Dealing With Web Hosts
As many of you know, I've been hosting ktracy.com on Bluehost.com since 2006. The first year was fantastic, but as we started generating more traffic in 2007, we kept overloading the server we were on, causing the site to load slowly, not load completely, generate errors, or not load at all. Beginning in 2008, I redesigned and reprogrammed the website to make it run more efficiently behind the scenes. This is actually the longest I've ever kept a website design.
However, since late last year, the server problems we faced in 2007 began plaguing us again. I've since scaled back several more features that I really liked, including the "Most Comments" and "Zannel" features, and have had to further delay new features Semp and I have first conceived back in 2007; but still the problem has gotten progressively worse. Adding to the frustration, Bluehost's customer service and technical support have become increasingly arrogant.
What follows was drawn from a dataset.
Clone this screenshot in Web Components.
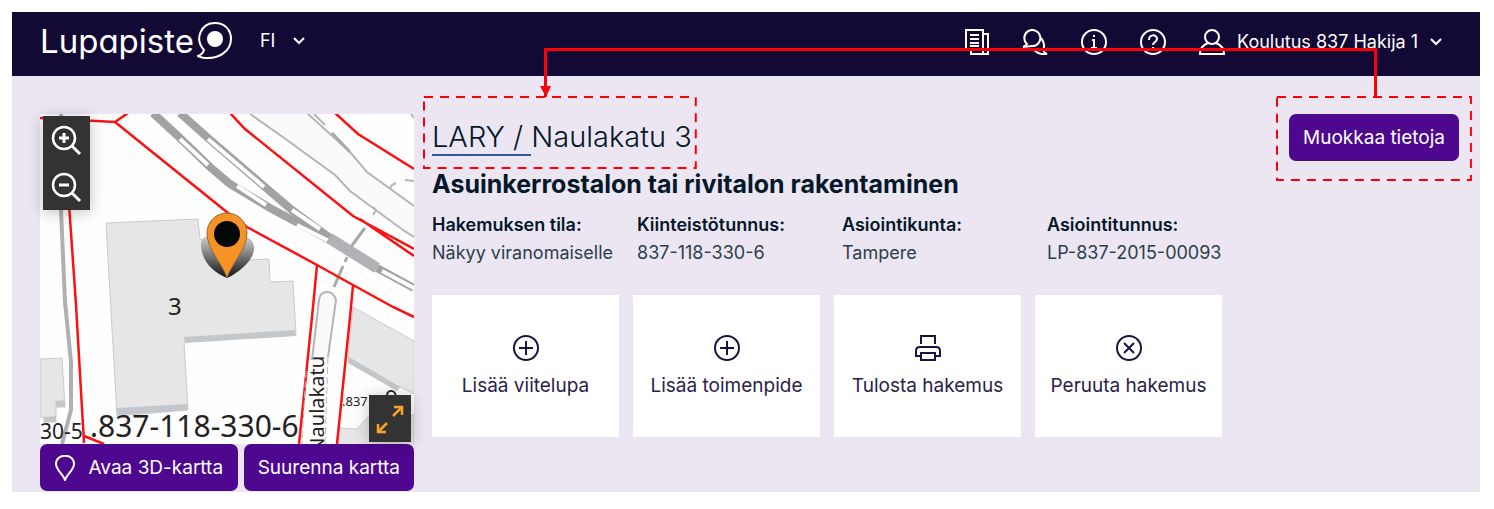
<!DOCTYPE html>
<html lang="fi">
<head>
<meta charset="utf-8">
<title>Lupapiste</title>
<style>
    body {
        margin: 0;
        padding: 12px 14px 18px 12px;
        background: #fff;
        font-family: Inter, "Liberation Sans", sans-serif;
        font-size: 18px;
        line-height: 28px;
        color: #04182a;
        --navy: #120a35;
        --violet: #4e078f;
        --lilac: #ece6f2;
        --mark: #fb0007;
    }
</style>
</head>
<body>
<lp-page></lp-page>

<script>
const define = (name, html) => {
    const template = document.createElement("template");
    template.innerHTML = html;
    customElements.define(name, class extends HTMLElement {
        constructor() {
            super();
            this.attachShadow({ mode: "open" });
            this.shadowRoot.appendChild(template.content.cloneNode(true));
        }
    });
};

const icons = {
    chevron: [12, 8, '<path d="M1 1l5 5 5-5" stroke-width="2"/>'],
    news: [24, 26, '<path d="M1 1h17v20H1zM18 5h5v20H6v-4M18 21v4M5 6h9M5 10h9M5 14h9M5 17h9" stroke-width="2"/>'],
    chat: [26, 26, '<path d="M5 15A8 8 0 1 1 10 17L1 18Q4 17 5 15zM19 9q5 6 2 12 1 3 4 4-8 1-13-4" stroke-width="2"/>'],
    info: [26, 26, '<circle cx="13" cy="13" r="12" stroke-width="2"/><path d="M11 11h2v8M10 19h6M13 6v2" stroke-width="2"/>'],
    help: [26, 26, '<circle cx="13" cy="13" r="12" stroke-width="2"/><path d="M9 11c0-6 8-6 8-1 0 3-4 3-4 6M13 18v2" stroke-width="2"/>'],
    user: [26, 26, '<circle cx="13" cy="8" r="7" stroke-width="2"/><path d="M9 14c-5 2-8 6-8 11h24c0-5-3-9-8-11" stroke-width="2"/>'],
    plus: [26, 26, '<circle cx="13" cy="13" r="12" stroke-width="2"/><path d="M13 6v14M6 13h14" stroke-width="2"/>'],
    cancel: [26, 26, '<circle cx="13" cy="13" r="12" stroke-width="2"/><path d="M8 8l10 10M18 8L8 18" stroke-width="2"/>'],
    print: [26, 26, '<path d="M6 9V1h14v8M6 21H1v-5q0-4 4-4h16q4 0 4 4v5h-5M6 18h14v7H6z" stroke-width="2"/>'],
    pin: [20, 26, '<path d="M10 25C8 19 1 15 1 9c0-11 18-11 18 0 0 6-7 10-9 16z" stroke-width="2"/>'],
    zoomin: [47, 47, '<circle cx="21" cy="22" r="11" stroke-width="2.5"/><path d="M29 30l8 8M21 17v10M16 22h10" stroke-width="3"/>'],
    zoomout: [47, 47, '<circle cx="21" cy="22" r="11" stroke-width="2.5"/><path d="M29 30l8 8M16 22h10" stroke-width="3"/>'],
    expand: [42, 47, '<path d="M24 21l9-9M25 12h8v8M18 28l-9 9M9 29v8h8" stroke-width="2.5"/>']
};

class LpIcon extends HTMLElement {
    constructor() {
        super();
        this.attachShadow({ mode: "open" });
    }
    connectedCallback() {
        const [w, h, body] = icons[this.getAttribute("name")];
        this.shadowRoot.innerHTML = `
            <style>:host { display: inline-flex; flex: none; } svg { fill: none; stroke: currentColor; }</style>
            <svg width="${w}" height="${h}" viewBox="0 0 ${w} ${h}" aria-hidden="true">${body}</svg>`;
    }
}
customElements.define("lp-icon", LpIcon);

define("lp-button", `
<style>
    :host { display: flex; }
    button {
        flex: 1;
        display: flex;
        align-items: center;
        justify-content: center;
        gap: 14px;
        height: 47px;
        padding: 0 14px;
        border: 0;
        border-radius: 7px;
        background: var(--violet);
        color: #fff;
        font: inherit;
        font-size: 19px;
        white-space: nowrap;
        cursor: pointer;
    }
</style>
<button type="button"><slot></slot></button>
`);

define("lp-logo", `
<style>
    :host { display: block; }
    a {
        display: flex;
        gap: 3px;
        color: #fff;
        text-decoration: none;
        font-size: 33px;
        line-height: 40px;
        font-feature-settings: "cv11", "ss03";
    }
    svg { flex: none; }
</style>
<a href="#">Lupapiste
    <svg width="35" height="38" viewBox="0 0 35 38" aria-hidden="true">
        <path d="M7 29C-3 18 4 2 18 2c10 0 16 7 16 16 0 12-12 20-26 19-3 0-5-1-7-2 3-1 5-3 6-6z" fill="none" stroke="#fff" stroke-width="2"/>
        <circle cx="18" cy="18" r="8" fill="#fff"/>
    </svg>
</a>
`);

define("lp-header", `
<style>
    :host {
        display: flex;
        align-items: center;
        justify-content: space-between;
        height: 64px;
        padding: 0 38px 0 28px;
        background: var(--navy);
        color: #fff;
    }
    .side, nav { display: flex; align-items: center; }
    .side { gap: 28px; padding-bottom: 6px; }
    nav { gap: 33px; padding-bottom: 4px; }
    button {
        display: flex;
        align-items: center;
        gap: 12px;
        padding: 0;
        border: 0;
        background: none;
        color: inherit;
        font: inherit;
        cursor: pointer;
    }
    .lang { gap: 18px; }
    a { display: flex; color: inherit; }
</style>
<div class="side">
    <lp-logo></lp-logo>
    <button class="lang" type="button">FI <lp-icon name="chevron"></lp-icon></button>
</div>
<nav>
    <a href="#" aria-label="Uutiset"><lp-icon name="news"></lp-icon></a>
    <a href="#" aria-label="Keskustelu"><lp-icon name="chat"></lp-icon></a>
    <a href="#" aria-label="Tietoa"><lp-icon name="info"></lp-icon></a>
    <a href="#" aria-label="Ohje"><lp-icon name="help"></lp-icon></a>
    <button type="button"><lp-icon name="user"></lp-icon>Koulutus 837 Hakija 1<lp-icon name="chevron"></lp-icon></button>
</nav>
`);

define("lp-map", `
<style>
    :host { display: block; }
    .view { position: relative; height: 330px; background: #fefefe; }
    .map { display: block; width: 100%; height: 100%; font-family: "Noto Sans", sans-serif; }
    .tools {
        position: absolute;
        left: 3px;
        top: 2px;
        display: flex;
        flex-direction: column;
        box-shadow: 0 2px 16px rgba(0, 0, 0, 0.25);
    }
    .expand {
        position: absolute;
        right: 3px;
        bottom: 2px;
        box-shadow: 0 2px 16px rgba(0, 0, 0, 0.25);
    }
    .view button {
        display: flex;
        padding: 0;
        border: 0;
        background: #333;
        color: #fff;
        cursor: pointer;
    }
    .view .expand { color: #f5a32c; }
    .actions { display: flex; gap: 6px; }
    lp-button:first-child { flex: 1; }
</style>
<div class="view">
    <svg class="map" viewBox="0 0 374 330" preserveAspectRatio="xMidYMid slice" fill="none">
        <defs>
            <linearGradient id="shade" x1="0" y1="0" x2="0" y2="1">
                <stop offset="0" stop-color="#ddd"/>
                <stop offset="1" stop-color="#111"/>
            </linearGradient>
        </defs>
        <!-- street areas -->
        <path d="M210 0L247 26 295 61 310 77 333 94 363 116 374 123V92L327 58 310 38 268 0z" fill="#fafafa"/>
        <g stroke="#b5b5b8" stroke-width="2">
            <path d="M210 0L247 26 295 61 310 77 333 94 363 116 374 123M268 0L310 38 327 58 374 92M274 0L285 11M350 75l2-4 4-2M365 66l9 1M333 101l3-5-3-3M371 0l3 4"/>
            <path d="M272 246l7-60q1-8 8-8t9 8l-8 57" fill="#fafafa"/>
        </g>
        <path d="M292 19l18 19M325 114l-15 20M307 143l-2 5M303 152l-9 21" stroke="#a9a9ac" stroke-width="3"/>
        <!-- buildings -->
        <g fill="#e6e6e6" stroke="#c8cacc">
            <path d="M66 109l92-4 2 20 49 21 20-1 1 23 23-1 3 54-112 7 4 68-71 6z"/>
            <path d="M0 245l22-1 3 49h-9v15H4v-5H0z"/>
            <path d="M313 193l61 34v53l-14-7-52-30z"/>
            <path d="M300 314l17 1 13-14h44v30h-78z"/>
        </g>
        <path d="M144 223l111-7 1 6-111 7zM77 294l70-4 1 6-71 5zM308 243l52 30-3 4-49-28zM15 287l10-1v7h-9zM4 303l12-1v6H4z" fill="#c3c7ca"/>
        <!-- railway -->
        <path d="M21 0v96l4 92 6 60v48l-9 34" stroke="#b0b0b4" stroke-width="4"/>
        <path d="M113-1l27 25 30 29 20 17 40 24 60 32M140-1l28 25 57 49 27 23 38 28M337 154l37 20" stroke="#a2a2a3" stroke-width="8"/>
        <path d="M140 25l28 26M197 72l29 19M257 111l32 16M168 25l56 48M252 96l28 19M342 157l34 18" stroke="#fff" stroke-width="4"/>
        <path d="M289 124l48 30" stroke="#b1b1b6" stroke-width="11"/>
        <!-- plot borders -->
        <path d="M0 4l75 4L88-1M75 8l113 91 19 14 70 38 36 20 40 22 21 10M190-1l15 16 108 87 61 33M320 105l54 37M295-1l23 21 56 35M29 90l7 101 8 138M44 322l20 8M277 151l-4 42-14 137M313 171l-2 22-14 137" stroke="#fe1010" stroke-width="2.5"/>
        <path d="M266 257l-4 73M288 243l-3 87" stroke="#bbb" stroke-dasharray="7 3"/>
        <g fill="#222">
            <text x="128" y="201" font-size="24">3</text>
            <text x="0" y="325" font-size="21">30-5</text>
            <text x="50" y="323" font-size="30">.837-118-330-6</text>
            <text x="302" y="292" font-size="13">.837</text>
            <text x="345" y="292" font-size="22">9</text>
            <text transform="translate(284 242) rotate(-90)" text-anchor="end" font-size="20">Naulakatu</text>
        </g>
        <path d="M161 130c0-10 12-10 26-10s27 2 27 14-14 24-27 30c-15-6-26-18-26-34z" fill="url(#shade)"/>
        <path d="M187 164c-4-14-20-28-20-45a20 20 0 0 1 40 0c0 17-16 31-20 45z" fill="#f79326" stroke="#8a6a45"/>
        <circle cx="187" cy="120" r="13" fill="#020806"/>
    </svg>
    <div class="tools">
        <button type="button" aria-label="Lähennä"><lp-icon name="zoomin"></lp-icon></button>
        <button type="button" aria-label="Loitonna"><lp-icon name="zoomout"></lp-icon></button>
    </div>
    <button class="expand" type="button" aria-label="Koko näyttö"><lp-icon name="expand"></lp-icon></button>
</div>
<div class="actions">
    <lp-button><lp-icon name="pin"></lp-icon>Avaa 3D-kartta</lp-button>
    <lp-button>Suurenna kartta</lp-button>
</div>
`);

// dashed frame drawn around whatever is slotted in
define("lp-frame", `
<style>
    :host { display: block; position: relative; width: fit-content; }
    svg {
        position: absolute;
        left: var(--frame-left, -12px);
        top: -17px;
        width: calc(100% + var(--frame-extra, 24px));
        height: calc(100% + var(--frame-tall, 36px));
        overflow: visible;
        pointer-events: none;
    }
    rect { fill: none; stroke: var(--mark); stroke-width: 2; stroke-dasharray: 9 7; }
</style>
<slot></slot>
<svg aria-hidden="true"><rect width="100%" height="100%"/></svg>
`);

define("lp-fact", `
<style>
    :host { display: block; white-space: nowrap; }
    dl, dt, dd { margin: 0; }
    dt { font-weight: 600; }
    dd { color: #2d3d4b; }
</style>
<dl>
    <dt><slot name="label"></slot></dt>
    <dd><slot></slot></dd>
</dl>
`);

define("lp-card", `
<style>
    :host { display: block; }
    button {
        display: flex;
        flex-direction: column;
        align-items: center;
        gap: 11px;
        width: 100%;
        padding: 40px 0 37px;
        border: 0;
        background: #fff;
        color: #2b2148;
        font: inherit;
        font-size: 19px;
        line-height: 28px;
        cursor: pointer;
    }
    ::slotted(lp-icon) { color: #1c1243; }
</style>
<button type="button"><slot name="icon"></slot><span><slot></slot></span></button>
`);

define("lp-application", `
<style>
    :host { display: block; }
    h1, h2 { margin: 0; white-space: nowrap; }
    h1 { font-size: 29px; line-height: 46px; font-weight: 300; }
    h1 a {
        color: inherit;
        text-decoration: none;
        white-space: pre;
        border-bottom: 2px solid #2b57a5;
    }
    h2 { margin-top: 8px; font-size: 25px; line-height: 32px; font-weight: 700; }
    lp-frame { --frame-left: -8px; --frame-extra: 12px; --frame-tall: 25px; }
    .facts, .cards { display: grid; grid-template-columns: repeat(4, 1fr); }
    .facts { max-width: 820px; margin-top: 11px; }
    .cards { max-width: 790px; margin-top: 28px; gap: 14px; }
</style>
<lp-frame><h1><a href="#">LARY / </a>Naulakatu 3</h1></lp-frame>
<h2>Asuinkerrostalon tai rivitalon rakentaminen</h2>
<div class="facts">
    <lp-fact><span slot="label">Hakemuksen tila:</span>Näkyy viranomaiselle</lp-fact>
    <lp-fact><span slot="label">Kiinteistötunnus:</span>837-118-330-6</lp-fact>
    <lp-fact><span slot="label">Asiointikunta:</span>Tampere</lp-fact>
    <lp-fact><span slot="label">Asiointitunnus:</span>LP-837-2015-00093</lp-fact>
</div>
<div class="cards">
    <lp-card><lp-icon slot="icon" name="plus"></lp-icon>Lisää viitelupa</lp-card>
    <lp-card><lp-icon slot="icon" name="plus"></lp-icon>Lisää toimenpide</lp-card>
    <lp-card><lp-icon slot="icon" name="print"></lp-icon>Tulosta hakemus</lp-card>
    <lp-card><lp-icon slot="icon" name="cancel"></lp-icon>Peruuta hakemus</lp-card>
</div>
`);

define("lp-page", `
<style>
    :host { display: block; position: relative; background: var(--lilac); }
    main {
        display: grid;
        grid-template-columns: minmax(260px, 374px) 1fr auto;
        align-items: start;
        column-gap: 18px;
        padding: 38px 21px 1px 28px;
    }
    /* connector between the two frames */
    .arrow {
        position: absolute;
        left: 532px;
        right: 103px;
        top: 36px;
        height: 46px;
        border: 3px solid var(--mark);
        border-bottom: 0;
        pointer-events: none;
    }
    .arrow svg { position: absolute; left: -7px; bottom: 0; }
</style>
<lp-header></lp-header>
<main>
    <lp-map></lp-map>
    <lp-application></lp-application>
    <lp-frame><lp-button>Muokkaa tietoja</lp-button></lp-frame>
</main>
<div class="arrow"><svg width="11" height="11" viewBox="0 0 11 11" aria-hidden="true"><path d="M0 0h11L6 11z" fill="#fb0007"/></svg></div>
`);
</script>
</body>
</html>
I'm no longer recommending this web host to friends, family, and clients.
This past month, I've had trouble accessing and updating this site more times than I could keep track of with issues happening dozens of times a day. As a result, it's become increasingly difficult for Semp, Travis, Josh, and I to post new content and between the connection problems and the lack of production on our end, traffic has been slowing down... at least on days when I'm not attacking Paulers. This is exactly what happened in the winter of 2007 when Bluehost was giving us the same problems. Although summers are usually low traffic seasons, this one is looking especially bleak.
My current contract with BlueHost.com is set to expire in February. I'm probably not going to wait that long to move our operation to a new hosting company and have already begun shopping around.
Sadly, I've had a really hard time finding honest customer service representatives when it comes to making sure I won't have the same problem when I move.
The problem is that everybody offers "UNLIMITED Traffic or Bandwidth or Transfers." How nobody has been sued for fraud for making this claim is beyond me. As we have experienced many times here, Bandwidth is ALWAYS LIMITED by the capabilities of the servers the site is hosted on. If I have a video file and 1 million people want to watch it live at the same time, the processor on the server won't be able to handle the load and all any of us will see for a week after that incident will be "SERVER UNAVAILABLE."
So, as a potential customer who wants to know about what will make the "SERVER UNAVAILABLE," the sales and technical people are put in a weird situation. They get paid to say, "Unlimited Traffic," but I'm asking them for the truth.
Of the companies I've spoken to this morning, two refused to admit this could happen (they might not have been smart enough to know they weren't telling the truth), one admitted that if someone exceeded a measly 10% of the processor power on a given server, their account would be suspended, one could only tell me what operating system the servers used, and one just terminated the conversation while I was in mid sentence explaining what exactly I wanted to know.
So much for "the customer comes first."
Who do you recommend? And would you be terribly offended if we added a few more ads throughout this site to help pay for our new digital home when that time comes?